Warning that second and third waves of the coronavirus pandemic were ‘inevitable’, Sindh Health Minister Dr Azra Fazal Pechuho claimed that the pandemic could continue for a year as she cautioned lawmakers to make decisions according to the gravity of the situation.
Addressing the Sindh Assembly session on Wednesday, Pechuho dismissed the notion that she had gone into hiding. “I work around the clock. I don’t heed such propaganda,” she responded.
Adding that the Sindh government had boosted its daily testing capacity for the virus to 18,000, she maintained that the Centre and other provinces were not taking the pandemic seriously.

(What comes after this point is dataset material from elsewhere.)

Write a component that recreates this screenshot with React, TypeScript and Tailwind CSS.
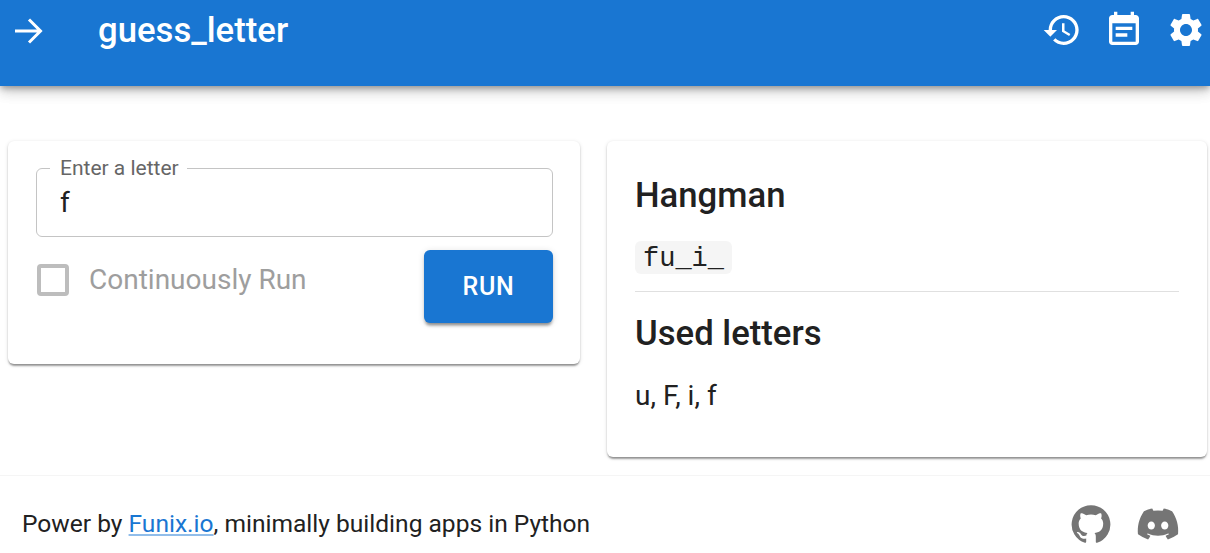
import React from "react";
import { FaDiscord } from "react-icons/fa";

const HISTORY = "M13 3c-4.97 0-9 4.03-9 9H1l3.89 3.89.07.14L9 12H6c0-3.87 3.13-7 7-7s7 3.13 7 7-3.13 7-7 7c-1.93 0-3.68-.79-4.94-2.06l-1.42 1.42C8.27 19.99 10.51 21 13 21c4.97 0 9-4.03 9-9s-4.03-9-9-9zm-1 5v5l4.28 2.54.72-1.21-3.5-2.08V8H12z";
const EVENT_NOTE = "M17 10H7v2h10v-2zm2-7h-1V1h-2v2H8V1H6v2H5c-1.11 0-1.99.9-1.99 2L3 19c0 1.1.89 2 2 2h14c1.1 0 2-.9 2-2V5c0-1.1-.9-2-2-2zm0 16H5V8h14v11zm-5-5H7v2h7v-2z";
const SETTINGS = "M19.14 12.94c.04-.3.06-.61.06-.94 0-.32-.02-.64-.07-.94l2.03-1.58c.18-.14.23-.41.12-.61l-1.92-3.32c-.12-.22-.37-.29-.59-.22l-2.39.96c-.5-.38-1.03-.7-1.62-.94l-.36-2.54c-.04-.24-.24-.41-.48-.41h-3.84c-.24 0-.43.17-.47.41l-.36 2.54c-.59.24-1.13.57-1.62.94l-2.39-.96c-.22-.08-.47 0-.59.22L2.74 8.87c-.12.21-.08.47.12.61l2.03 1.58c-.05.3-.09.63-.09.94s.02.64.07.94l-2.03 1.58c-.18.14-.23.41-.12.61l1.92 3.32c.12.22.37.29.59.22l2.39-.96c.5.38 1.03.7 1.62.94l.36 2.54c.05.24.24.41.48.41h3.84c.24 0 .44-.17.47-.41l.36-2.54c.59-.24 1.13-.56 1.62-.94l2.39.96c.22.08.47 0 .59-.22l1.92-3.32c.12-.22.07-.47-.12-.61l-2.01-1.58zM12 15.6c-1.98 0-3.6-1.62-3.6-3.6s1.62-3.6 3.6-3.6 3.6 1.62 3.6 3.6-1.62 3.6-3.6 3.6z";
const GITHUB = "M12 1.27a11 11 0 00-3.48 21.46c.55.09.73-.28.73-.55v-1.84c-3.03.64-3.67-1.46-3.67-1.46-.55-1.29-1.28-1.65-1.28-1.65-.92-.65.1-.65.1-.65 1.1 0 1.73 1.1 1.73 1.1.92 1.65 2.57 1.2 3.21.92a2 2 0 01.64-1.47c-2.47-.27-5.04-1.19-5.04-5.5 0-1.1.46-2.1 1.2-2.84a3.76 3.76 0 010-2.93s.91-.28 3.11 1.1c1.8-.49 3.7-.49 5.5 0 2.1-1.38 3.02-1.1 3.02-1.1a3.76 3.76 0 010 2.93c.83.74 1.2 1.74 1.2 2.94 0 4.21-2.57 5.13-5.04 5.4.45.37.82.92.82 2.02v3.03c0 .27.1.64.73.55A11 11 0 0012 1.27";

const Icon = ({ d, className }: { d: string; className: string }) => (
  <svg viewBox="0 0 24 24" fill="currentColor" className={className} aria-hidden="true">
    <path d={d} />
  </svg>
);

const App: React.FC = () => {
  return (
    <div className="h-[553px] overflow-hidden bg-white font-['Roboto',sans-serif] text-[#212121]">
      <header className="flex h-[86px] items-start bg-[#1976d2] text-white shadow-[0_3px_6px_-1px_rgba(0,0,0,0.3),0_6px_12px_0_rgba(0,0,0,0.14),0_1px_18px_0_rgba(0,0,0,0.12)]">
        <svg viewBox="0 0 28 26" fill="none" stroke="currentColor" strokeWidth="3" className="ml-[15px] mt-[18px] h-[26px] w-[28px]" aria-hidden="true">
          <path d="M0 13h26M14 1.5 25.5 13 14 24.5" />
        </svg>
        <h1 className="ml-[55px] mt-[9px] text-[34.7px] font-medium leading-[42px]">guess_letter</h1>
        <div className="ml-auto mr-[4px] mt-[10px] flex gap-[22px]">
          <Icon d={HISTORY} className="size-10" />
          <Icon d={EVENT_NOTE} className="size-10" />
          <Icon d={SETTINGS} className="size-10" />
        </div>
      </header>

      <main className="flex items-start gap-[27px] pl-2 pr-[3px] pt-[55px]">
        <section className="w-[572px] rounded-md bg-white pb-[41px] pl-7 pr-[27px] pt-[15px] shadow-[0_3px_2px_-1px_rgba(0,0,0,0.3),0_1px_2px_0_rgba(0,0,0,0.14),0_1px_4px_0_rgba(0,0,0,0.12)]">
          <fieldset className="h-[81px] rounded-md border border-[#c4c4c4] px-[13px]">
            <legend className="pl-[10px] pr-2 text-[21px] leading-6 text-[#666666]">Enter a letter</legend>
            <div className="pl-[10px] text-[28px] leading-[46px]">f</div>
          </fieldset>
          <div className="mt-[13px] flex items-start justify-between">
            <label className="mt-[14px] flex items-center gap-5 pl-px text-[28px] leading-8 text-[#9e9e9e]">
              <span className="size-8 rounded border-[4px] border-[#bdbdbd]" />
              Continuously Run
            </label>
            <button className="h-[73px] w-[129px] rounded-md bg-[#1976d2] text-[25px] font-medium tracking-[0.8px] text-white shadow-[0_4px_3px_-2px_rgba(0,0,0,0.3),0_3px_3px_0_rgba(0,0,0,0.14),0_1px_7px_0_rgba(0,0,0,0.12)]">
              RUN
            </button>
          </div>
        </section>

        <section className="w-[600px] rounded-md bg-white px-7 pb-[41px] pt-[32px] shadow-[0_3px_2px_-1px_rgba(0,0,0,0.3),0_1px_2px_0_rgba(0,0,0,0.14),0_1px_4px_0_rgba(0,0,0,0.12)]">
          <h2 className="text-[34.7px] font-medium leading-[44px]">Hangman</h2>
          <code className="mt-[24px] block h-[33px] w-[97px] rounded-md bg-[#f5f5f5] px-2 font-['Liberation_Mono',monospace] text-[27px] leading-[37px]">
            fu_i_
          </code>
          <hr className="mt-[17px] border-[#e0e0e0]" />
          <h2 className="mt-[19px] text-[34.7px] font-medium leading-[44px]">Used letters</h2>
          <p className="mt-[21px] text-[28px] leading-[40px]">u, F, i, f</p>
        </section>
      </main>

      <footer className="mt-[18px] flex items-start border-t border-[#f5f5f5] pl-[22px] pt-[33px]">
        <p className="text-[24.55px] leading-[30px]">
          Power by{" "}
          <a className="text-[#1976d2] underline decoration-[#90bdea] underline-offset-2">Funix.io</a>
          , minimally building apps in Python
        </p>
        <div className="ml-auto mr-[30px] flex items-start gap-[24px] text-[#757575]">
          <Icon d={GITHUB} className="mt-[-6px] size-[42px]" />
          <FaDiscord className="mt-[-7px] size-[44px]" />
        </div>
      </footer>
    </div>
  );
};

export default App;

The minister claimed that around 178 people had contracted the disease while collecting funds from the Ehsaas Emergency Cash Programme centres, insisting that despite repeated warnings, the federal government and Pakistan Tehreek-e-Insaf (PTI) leaders had turned a blind eye to complying with the standard operating procedures.
In response to criticism from opposition MPAs, she maintained that her department had completed around 140 health projects in the outgoing year. Accusing the Centre of ‘stepmotherly’ treatment, she accused it of illegally taking over three major hospitals of the province – Jinnah Postgraduate Medical Centre, National Institute of Cardiovascular Diseases (NICVD) and National Institute of Child Health.

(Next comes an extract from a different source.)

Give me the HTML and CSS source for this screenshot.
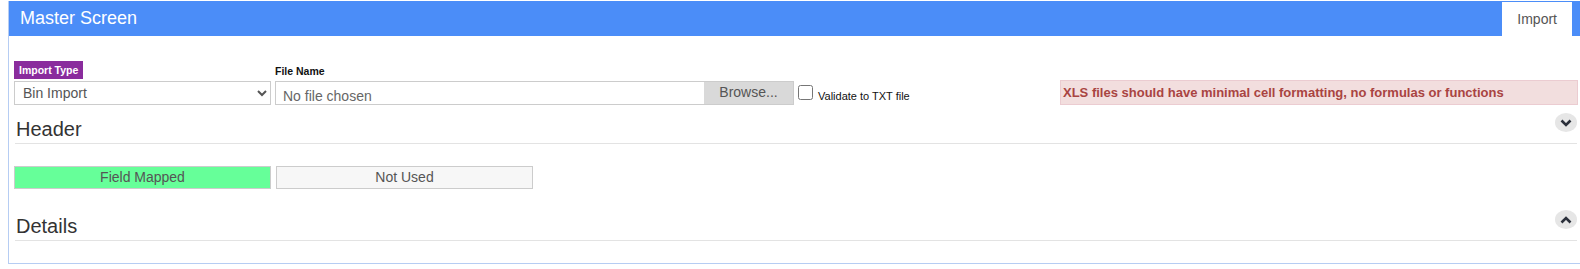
FILE: index.html
```html
<!DOCTYPE html>
<html lang="en">

<head>
    <meta charset="UTF-8">
    <title>Master Screen</title>
    <link rel="stylesheet" href="styles.css">
</head>

<body>

    <!-- Import panel -->
    <div class="panel">
        <div class="panel-heading">
            <span class="panel-title">Master Screen</span>
            <ul class="tabs">
                <li class="tab active">Import</li>
            </ul>
        </div>

        <div class="panel-body">
            <div class="import-row">
                <div class="field field-type">
                    <span class="type-label">Import Type</span>
                    <select class="type-select">
                        <option>Bin Import</option>
                        <option>Item Import</option>
                    </select>
                </div>

                <div class="field field-file">
                    <label class="file-label">File Name</label>
                    <div class="file-input">
                        <span class="file-text">No file chosen</span>
                        <span class="browse">Browse...</span>
                    </div>
                </div>

                <label class="validate"><input type="checkbox" class="validate-box">Validate to TXT file</label>

                <div class="alert">XLS files should have minimal cell formatting, no formulas or functions</div>
            </div>

            <!-- Header section -->
            <div class="section">
                <h3 class="section-title">Header</h3>
                <span class="toggle">
                    <svg width="12" height="8" viewBox="0 0 12 8">
                        <polyline points="1.5,1.5 6,6 10.5,1.5" fill="none" stroke="#2a2f3a" stroke-width="2.6" />
                    </svg>
                </span>
            </div>

            <div class="legend">
                <div class="legend-item mapped">Field Mapped</div>
                <div class="legend-item unused">Not Used</div>
            </div>

            <!-- Details section -->
            <div class="section">
                <h3 class="section-title">Details</h3>
                <span class="toggle">
                    <svg width="12" height="8" viewBox="0 0 12 8">
                        <polyline points="1.5,6.5 6,2 10.5,6.5" fill="none" stroke="#2a2f3a" stroke-width="2.6" />
                    </svg>
                </span>
            </div>
        </div>
    </div>

</body>

</html>
```

FILE: styles.css
```css
/* General body styling */
body,
html {
    margin: 0;
    padding: 0;
    background-color: white;
    font-family: "Liberation Sans", Arial, sans-serif;
    overflow: hidden;
}

/* Panel */
.panel {
    margin: 1px 0 0 8px;
    border: 1px solid #b6cdf3;
    border-top: none;
    border-right: none;
}

.panel-heading {
    display: flex;
    justify-content: space-between;
    height: 35px;
    background-color: #4b8df8;
}

.panel-title {
    padding-left: 11px;
    font-size: 18px;
    line-height: 35px;
    color: white;
}

.tabs {
    display: flex;
    margin: 0 8px 0 0;
    padding: 0;
    list-style: none;
}

.tab {
    margin-top: 1px;
    padding: 0 15px;
    font-size: 14px;
    line-height: 34px;
    color: #555;
}

.tab.active {
    background-color: white;
}

.panel-body {
    padding: 24px 2px 22px 5px;
}

/* Import row */
.import-row {
    display: flex;
    align-items: flex-end;
}

.field-type {
    width: 257px;
}

.type-label {
    display: inline-block;
    padding: 0 5px;
    margin-bottom: 2px;
    font-size: 10.5px;
    font-weight: bold;
    line-height: 18px;
    color: white;
    background-color: #8a2c9d;
}

.type-select {
    display: block;
    width: 257px;
    height: 24px;
    padding: 0 4px;
    font-family: "Liberation Sans", Arial, sans-serif;
    font-size: 14px;
    color: #555;
    background-color: white;
    border: 1px solid #cccccc;
    border-radius: 0;
}

.field-file {
    width: 519px;
    margin-left: 4px;
}

.file-label {
    display: block;
    margin-bottom: 4px;
    font-size: 10.5px;
    font-weight: bold;
    line-height: 12px;
    color: #111;
}

.file-input {
    display: flex;
    height: 22px;
    border: 1px solid #cccccc;
}

.file-text {
    flex: 1;
    padding: 5px 0 0 7px;
    font-size: 14px;
    line-height: 18px;
    color: #666;
}

.browse {
    width: 89px;
    font-size: 14px;
    line-height: 21px;
    text-align: center;
    color: #555;
    background-color: #d9d9d9;
}

.validate {
    margin: 0 0 3px 4px;
    font-size: 11px;
    color: #111;
}

.validate-box {
    width: 15px;
    height: 15px;
    margin: 0 5px 0 0;
    vertical-align: baseline;
}

.alert {
    width: 514px;
    margin-left: auto;
    padding: 0 0 0 2px;
    font-size: 13px;
    font-weight: bold;
    line-height: 23px;
    color: #a94442;
    background-color: #f2dede;
    border: 1px solid #ebccd1;
}

/* Collapsible sections */
.section {
    display: flex;
    justify-content: space-between;
    align-items: flex-start;
    margin: 8px 1px 0 1px;
    border-bottom: 1px solid #e3e3e3;
}

.section-title {
    margin: 5px 0 3px 1px;
    font-size: 20px;
    font-weight: normal;
    line-height: 22px;
    color: #333;
}

.toggle {
    display: flex;
    justify-content: center;
    align-items: center;
    width: 22px;
    height: 19px;
    border-radius: 50%;
    background-color: #e6e6e6;
}

/* Legend */
.legend {
    display: flex;
    gap: 5px;
    margin: 22px 0 21px 0;
}

.legend-item {
    width: 255px;
    font-size: 14px;
    line-height: 21px;
    text-align: center;
    color: #555;
    border: 1px solid #cccccc;
}

.mapped {
    background-color: #66ff99;
}

.unused {
    background-color: #f7f7f7;
}

.legend + .section {
    margin-top: 0;
}
```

“We have invested huge amounts of money on these hospitals. This can be gauged from the fact that around 1 million people were treated for free at the NICVD last year,” she asserted.

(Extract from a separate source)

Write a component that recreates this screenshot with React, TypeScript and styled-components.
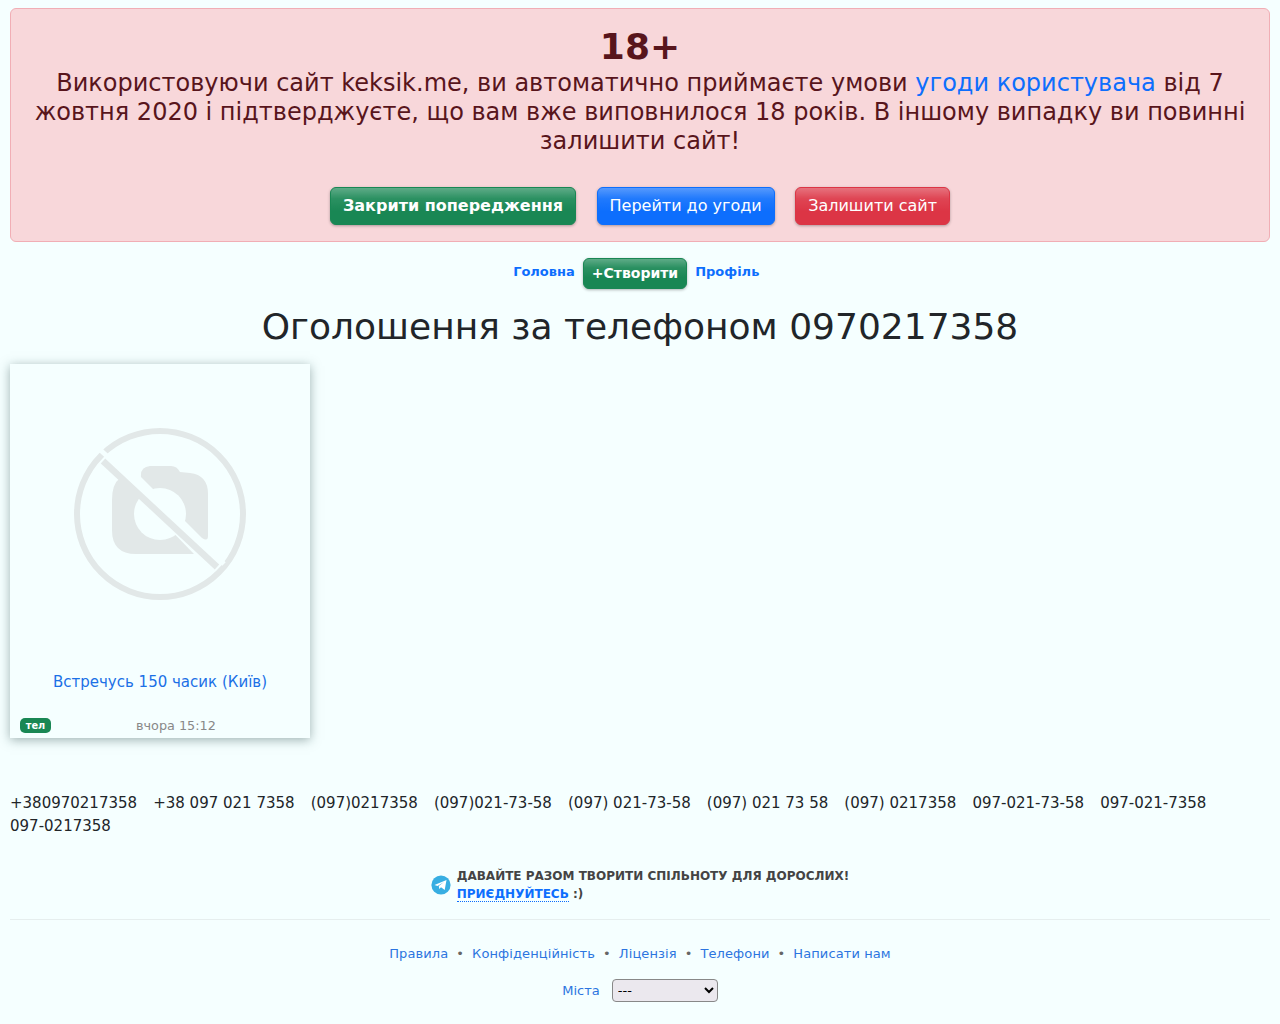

Rebutting the opposition’s contention that funds had not been allocated for Karachi, she said Rs59 billion had been set aside for development and non-development expenditure in the provincial capital.
Turning to reports about shortages of rabies vaccines in Sindh, she said these were baseless, adding that there had been a shortage some time ago because of the Centre’s failure to procure these vaccines but now there were 71,000 available in various districts.
Earlier, Grand Democratic Alliance lawmaker Nand Kumar Goklani highlighted the forced conversion of Hindu girls, while also demanding the construction of a canal to provide drinking water to Tharparkar.
Drawing the house’s attention to the trend of suicides in the desert region and other parts of lower Sindh, he claimed that poverty and unemployment accounted for most of these.
“Every year, the Sindh government passes a budget of trillions of rupees but it has failed to address the issue of poverty in the province,” he pointed out. “We are tired of hearing about packages for the youth. After getting degrees, they run from pillar to post for jobs. Out of frustration, they end up committing suicide or take the law into their own hands.”
Criticising the province’s anti-corruption authorities, he said it only targeted the Pakistan Peoples Party’s (PPP) opponents and demanded an independent authority for this purpose.
Meanwhile, PTI’s Rabistan Khan questioned why the provincial government had not appointed a finance minister, leaving the portfolio with Sindh Chief Minister Syed Murad Ali Shah. “I think he has been given the department because of his expertise in juggling words and embezzling funds,” he remarked, adding that the budget was generated from the taxes of the people and should not be the property of the ruling elite.
Claiming that any PPP minister hoping to bring about change in Sindh was removed, he pointed to former education minister Sardar Shah as an example. “His activism did not suit the PPP leadership and they removed him from the education ministry.”
Focusing on the question of Karachi, Muttahida Qaumi Movement’s Mohammad Hussain claimed the Sindh government had collected around Rs6.74 trillion from the metropolis in the last 12 years but hadn’t even spent Rs150 billion on it.